I’d rather watch the Les Nessman story.
“but I still say that
the funny character Les Grossman could’ve beenevery character Tom Cruise has ever played is more than overshadowed by Tom Cruise’s over-the-top mugging and self satisfaction.”Fixed!
This is like the time Buster Keaton did a brazen rendition of the Charleston alongside Josephine Baker during the 1926 Gramophone Revelry Hour
This isn’t all bad, maybe if Cruise makes enough money the Church of Scientology can buy a building large enough someone can accurately hit it with a jet.
How can you hate this? The MTV performance featured Jennifer Lopez and a cameo from Ludacris. It’s awesome to be alive in 2002!
RRRRAAAAAAAAAAGGGGGHHHHHHHH!
I’M A FUNNY CHARACTER TOO! I SHOULD START MY OWN BLOG BECAUSE THAT IS A FANTASTIC IDEA! THERE IS DEFINITELY MUCH MORE DEPTH TO ME THAN JUST SCREAMING ABOUT ENVIRONMENTAL ISSUES AND ATTACKING PEOPLE WITH PRIMITIVE WEAPONS!
*stabs reporter with short sword*
GGGAAAAAARRRRRR… I SAID NO COMMENTS ABOUT SPLIT WITH VIKING TIPPER!
WTF was Mitch Connors…err Jennifer Lopez doing there?
Don’t blame this on me, Vince. Hell, I didn’t like Tropic Thunder, let alone this character. Even RDJ in blackface wasn’t enough to make me want to watch it again. Jack Black may have played a small role in my disdain for that movie too.
Maybe I just don’t get young people’s humor. Now, if you’ll excuse me, it’s time for some ice cream and a nap.
You watch this shit…
[www.youtube.com]
…and if you still believe that it was really Tom Cruise dancing at the MTV Movie Awards, I will rip your leg off and kick your ass with it.
I do believe it was Tom Cruise. The look of his signature smug self satisfaction when the dance ended couldn’t be faked, at least not through the makeup.
Go, white boy! Go, white boy!
Looks like the police tased him.
Needs more sword wielding pornstar. Just sayin.
I’m not sure why but I don’t think I’ve ever enjoyed when the media forces us to watch old white people mixing in with hip hop somehow. I’d much rather watch them be uncomfortable and slightly to extremely terrified, just like in real life.
Jesus Pauly, that was more awkward than cuddling with my uncle.
Guy’cha, Pauly, that was more awkward than cuddling with Jirish.
Jir, I’d probably dance like that too if I was surrounded by a bunch of black people.
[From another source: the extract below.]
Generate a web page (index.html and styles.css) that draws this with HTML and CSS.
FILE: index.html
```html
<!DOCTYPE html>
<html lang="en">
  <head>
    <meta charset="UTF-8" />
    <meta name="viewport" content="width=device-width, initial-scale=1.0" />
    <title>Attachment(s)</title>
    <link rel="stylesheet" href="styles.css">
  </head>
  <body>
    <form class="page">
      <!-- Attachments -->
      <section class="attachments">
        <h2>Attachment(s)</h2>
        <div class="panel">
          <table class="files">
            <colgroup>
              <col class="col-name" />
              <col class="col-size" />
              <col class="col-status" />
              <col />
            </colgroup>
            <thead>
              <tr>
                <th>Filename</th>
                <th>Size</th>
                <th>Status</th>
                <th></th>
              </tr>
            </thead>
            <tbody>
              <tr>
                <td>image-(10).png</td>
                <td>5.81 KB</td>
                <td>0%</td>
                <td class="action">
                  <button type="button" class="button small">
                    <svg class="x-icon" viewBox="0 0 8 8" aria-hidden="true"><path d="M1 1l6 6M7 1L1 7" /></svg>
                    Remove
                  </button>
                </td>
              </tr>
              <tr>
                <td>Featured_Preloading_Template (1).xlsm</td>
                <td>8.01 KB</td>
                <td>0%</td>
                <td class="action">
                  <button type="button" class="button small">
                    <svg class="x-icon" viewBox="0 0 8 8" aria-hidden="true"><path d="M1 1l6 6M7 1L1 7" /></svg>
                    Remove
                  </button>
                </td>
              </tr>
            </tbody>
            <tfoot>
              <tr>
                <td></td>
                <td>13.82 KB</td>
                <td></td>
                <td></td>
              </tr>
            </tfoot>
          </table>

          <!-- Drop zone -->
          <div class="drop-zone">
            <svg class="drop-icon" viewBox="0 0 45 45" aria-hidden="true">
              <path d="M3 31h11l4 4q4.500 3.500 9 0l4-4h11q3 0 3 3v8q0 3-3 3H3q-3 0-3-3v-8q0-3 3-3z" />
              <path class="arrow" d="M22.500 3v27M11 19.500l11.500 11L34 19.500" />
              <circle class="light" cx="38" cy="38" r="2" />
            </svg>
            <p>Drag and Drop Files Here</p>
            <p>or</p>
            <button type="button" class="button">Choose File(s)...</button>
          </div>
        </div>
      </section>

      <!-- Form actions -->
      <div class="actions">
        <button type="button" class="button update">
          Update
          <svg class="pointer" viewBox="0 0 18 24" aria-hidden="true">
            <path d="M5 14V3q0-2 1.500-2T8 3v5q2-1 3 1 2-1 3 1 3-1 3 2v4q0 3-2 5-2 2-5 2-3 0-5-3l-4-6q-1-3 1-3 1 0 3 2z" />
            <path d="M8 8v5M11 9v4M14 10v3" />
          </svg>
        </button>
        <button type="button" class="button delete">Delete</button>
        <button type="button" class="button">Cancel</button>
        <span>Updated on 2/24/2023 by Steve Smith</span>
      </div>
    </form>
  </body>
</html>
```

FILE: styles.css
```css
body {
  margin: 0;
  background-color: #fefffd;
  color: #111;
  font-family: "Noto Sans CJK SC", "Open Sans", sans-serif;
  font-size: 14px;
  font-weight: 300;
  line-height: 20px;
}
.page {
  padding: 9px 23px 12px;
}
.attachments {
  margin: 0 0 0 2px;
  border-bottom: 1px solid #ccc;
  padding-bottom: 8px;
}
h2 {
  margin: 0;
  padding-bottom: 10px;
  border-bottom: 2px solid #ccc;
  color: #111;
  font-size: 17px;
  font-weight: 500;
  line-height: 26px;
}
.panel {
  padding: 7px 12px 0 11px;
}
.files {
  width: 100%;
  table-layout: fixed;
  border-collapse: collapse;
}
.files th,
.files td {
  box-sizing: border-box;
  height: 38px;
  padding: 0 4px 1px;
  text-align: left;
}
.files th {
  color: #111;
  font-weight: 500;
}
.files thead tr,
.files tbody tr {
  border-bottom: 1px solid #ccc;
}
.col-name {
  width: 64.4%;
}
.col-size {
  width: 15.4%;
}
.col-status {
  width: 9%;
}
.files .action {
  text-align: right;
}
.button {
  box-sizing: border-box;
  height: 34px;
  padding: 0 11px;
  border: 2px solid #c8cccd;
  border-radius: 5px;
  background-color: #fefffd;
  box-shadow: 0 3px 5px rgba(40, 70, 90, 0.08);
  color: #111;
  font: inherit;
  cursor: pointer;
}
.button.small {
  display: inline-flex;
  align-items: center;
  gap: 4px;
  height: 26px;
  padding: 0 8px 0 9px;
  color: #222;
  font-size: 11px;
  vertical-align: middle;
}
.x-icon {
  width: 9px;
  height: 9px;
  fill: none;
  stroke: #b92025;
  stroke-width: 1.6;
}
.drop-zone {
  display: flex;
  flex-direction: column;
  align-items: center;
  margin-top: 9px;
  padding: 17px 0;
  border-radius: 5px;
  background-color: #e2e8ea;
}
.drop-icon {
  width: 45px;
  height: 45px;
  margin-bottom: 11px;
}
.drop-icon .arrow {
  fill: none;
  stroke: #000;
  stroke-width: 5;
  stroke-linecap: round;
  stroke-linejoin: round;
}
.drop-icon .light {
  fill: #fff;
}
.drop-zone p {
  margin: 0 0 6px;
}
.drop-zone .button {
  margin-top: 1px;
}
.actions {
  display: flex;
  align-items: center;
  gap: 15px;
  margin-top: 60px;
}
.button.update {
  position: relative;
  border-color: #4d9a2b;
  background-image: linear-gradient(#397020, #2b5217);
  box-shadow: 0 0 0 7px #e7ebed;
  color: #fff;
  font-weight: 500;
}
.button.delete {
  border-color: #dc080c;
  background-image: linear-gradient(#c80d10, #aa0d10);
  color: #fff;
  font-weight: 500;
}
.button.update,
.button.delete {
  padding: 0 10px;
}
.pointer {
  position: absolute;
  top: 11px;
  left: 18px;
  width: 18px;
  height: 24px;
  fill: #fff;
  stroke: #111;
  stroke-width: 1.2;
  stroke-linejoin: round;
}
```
It’s tough to find your flow and rhythm while trying not to shit your pants out of fear.
If that was Tom Cruise dancing, then my name is Cunty Von Pussysprinkles.
For realsies:
I can’t stand Tom Cruise, but not for the same reasons as everybody else. He has obscenely narrow shoulders for a man. So much so, that I always notice it. It’s like the Uncanny Valley or something; I can’t put my finger on why, but it truly bothers me. [/serious]
HAHAHAHA! Tom likes to secretly put things in his butt cuz he’s a closeted homo!!!!1!11
“Bottom line: of course they’re doing it. They greenlit a movie about a magic f*cking eight ball for Christ’s sake”
I’m sure more than one eight ball was used in this process. Producer’s fortune: bloody nose and not sleeping.